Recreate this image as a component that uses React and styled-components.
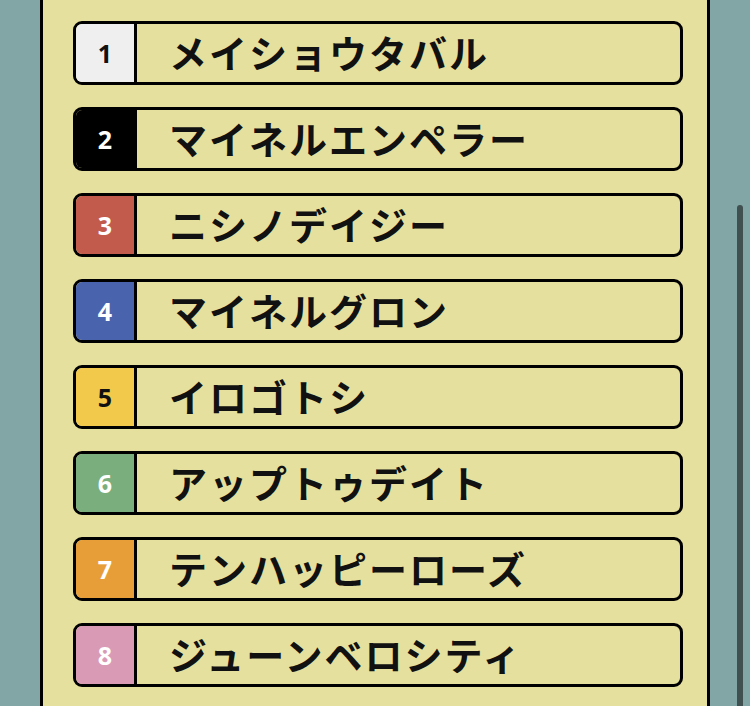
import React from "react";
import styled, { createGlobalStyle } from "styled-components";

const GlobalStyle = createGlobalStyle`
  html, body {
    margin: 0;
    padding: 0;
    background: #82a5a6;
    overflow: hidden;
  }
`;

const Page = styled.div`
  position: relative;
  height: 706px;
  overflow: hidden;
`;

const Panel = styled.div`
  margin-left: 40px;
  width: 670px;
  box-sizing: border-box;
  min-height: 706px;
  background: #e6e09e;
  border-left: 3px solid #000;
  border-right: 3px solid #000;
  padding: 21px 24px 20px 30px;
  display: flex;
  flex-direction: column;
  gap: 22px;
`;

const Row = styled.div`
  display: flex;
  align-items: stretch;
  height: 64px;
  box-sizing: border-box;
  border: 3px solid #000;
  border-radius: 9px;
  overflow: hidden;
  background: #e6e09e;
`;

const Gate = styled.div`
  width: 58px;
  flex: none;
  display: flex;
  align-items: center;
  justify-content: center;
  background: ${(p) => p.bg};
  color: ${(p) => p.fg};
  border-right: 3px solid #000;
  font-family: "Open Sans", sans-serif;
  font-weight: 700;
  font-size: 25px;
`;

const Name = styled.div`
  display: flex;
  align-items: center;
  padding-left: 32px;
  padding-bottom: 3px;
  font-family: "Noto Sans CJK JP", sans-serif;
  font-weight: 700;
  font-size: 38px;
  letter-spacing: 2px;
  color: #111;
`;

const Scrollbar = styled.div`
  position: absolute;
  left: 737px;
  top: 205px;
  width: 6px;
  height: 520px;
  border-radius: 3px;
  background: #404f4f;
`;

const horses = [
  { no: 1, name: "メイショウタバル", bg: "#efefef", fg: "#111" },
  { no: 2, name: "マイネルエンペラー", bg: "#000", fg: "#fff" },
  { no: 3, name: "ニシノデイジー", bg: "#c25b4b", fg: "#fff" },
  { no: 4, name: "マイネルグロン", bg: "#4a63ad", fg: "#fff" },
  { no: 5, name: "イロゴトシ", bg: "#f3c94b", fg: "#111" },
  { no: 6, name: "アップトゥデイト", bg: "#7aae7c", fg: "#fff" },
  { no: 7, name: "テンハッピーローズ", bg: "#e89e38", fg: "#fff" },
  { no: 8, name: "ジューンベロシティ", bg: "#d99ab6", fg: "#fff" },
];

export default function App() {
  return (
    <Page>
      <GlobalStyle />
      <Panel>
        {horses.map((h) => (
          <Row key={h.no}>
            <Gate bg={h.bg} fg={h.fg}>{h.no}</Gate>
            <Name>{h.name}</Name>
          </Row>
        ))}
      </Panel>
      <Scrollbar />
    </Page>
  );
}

THE PROBLEM =
Keep the pictures out of the copy and return the rest of the data above exactly.

RESULT OF THIS EXERCISE =
Recreate this image as a component that uses React and styled-components.
import React from "react";
import styled, { createGlobalStyle } from "styled-components";

const GlobalStyle = createGlobalStyle`
  html, body {
    margin: 0;
    padding: 0;
    background: #82a5a6;
    overflow: hidden;
  }
`;

const Page = styled.div`
  position: relative;
  height: 706px;
  overflow: hidden;
`;

const Panel = styled.div`
  margin-left: 40px;
  width: 670px;
  box-sizing: border-box;
  min-height: 706px;
  background: #e6e09e;
  border-left: 3px solid #000;
  border-right: 3px solid #000;
  padding: 21px 24px 20px 30px;
  display: flex;
  flex-direction: column;
  gap: 22px;
`;

const Row = styled.div`
  display: flex;
  align-items: stretch;
  height: 64px;
  box-sizing: border-box;
  border: 3px solid #000;
  border-radius: 9px;
  overflow: hidden;
  background: #e6e09e;
`;

const Gate = styled.div`
  width: 58px;
  flex: none;
  display: flex;
  align-items: center;
  justify-content: center;
  background: ${(p) => p.bg};
  color: ${(p) => p.fg};
  border-right: 3px solid #000;
  font-family: "Open Sans", sans-serif;
  font-weight: 700;
  font-size: 25px;
`;

const Name = styled.div`
  display: flex;
  align-items: center;
  padding-left: 32px;
  padding-bottom: 3px;
  font-family: "Noto Sans CJK JP", sans-serif;
  font-weight: 700;
  font-size: 38px;
  letter-spacing: 2px;
  color: #111;
`;

const Scrollbar = styled.div`
  position: absolute;
  left: 737px;
  top: 205px;
  width: 6px;
  height: 520px;
  border-radius: 3px;
  background: #404f4f;
`;

const horses = [
  { no: 1, name: "メイショウタバル", bg: "#efefef", fg: "#111" },
  { no: 2, name: "マイネルエンペラー", bg: "#000", fg: "#fff" },
  { no: 3, name: "ニシノデイジー", bg: "#c25b4b", fg: "#fff" },
  { no: 4, name: "マイネルグロン", bg: "#4a63ad", fg: "#fff" },
  { no: 5, name: "イロゴトシ", bg: "#f3c94b", fg: "#111" },
  { no: 6, name: "アップトゥデイト", bg: "#7aae7c", fg: "#fff" },
  { no: 7, name: "テンハッピーローズ", bg: "#e89e38", fg: "#fff" },
  { no: 8, name: "ジューンベロシティ", bg: "#d99ab6", fg: "#fff" },
];

export default function App() {
  return (
    <Page>
      <GlobalStyle />
      <Panel>
        {horses.map((h) => (
          <Row key={h.no}>
            <Gate bg={h.bg} fg={h.fg}>{h.no}</Gate>
            <Name>{h.name}</Name>
          </Row>
        ))}
      </Panel>
      <Scrollbar />
    </Page>
  );
}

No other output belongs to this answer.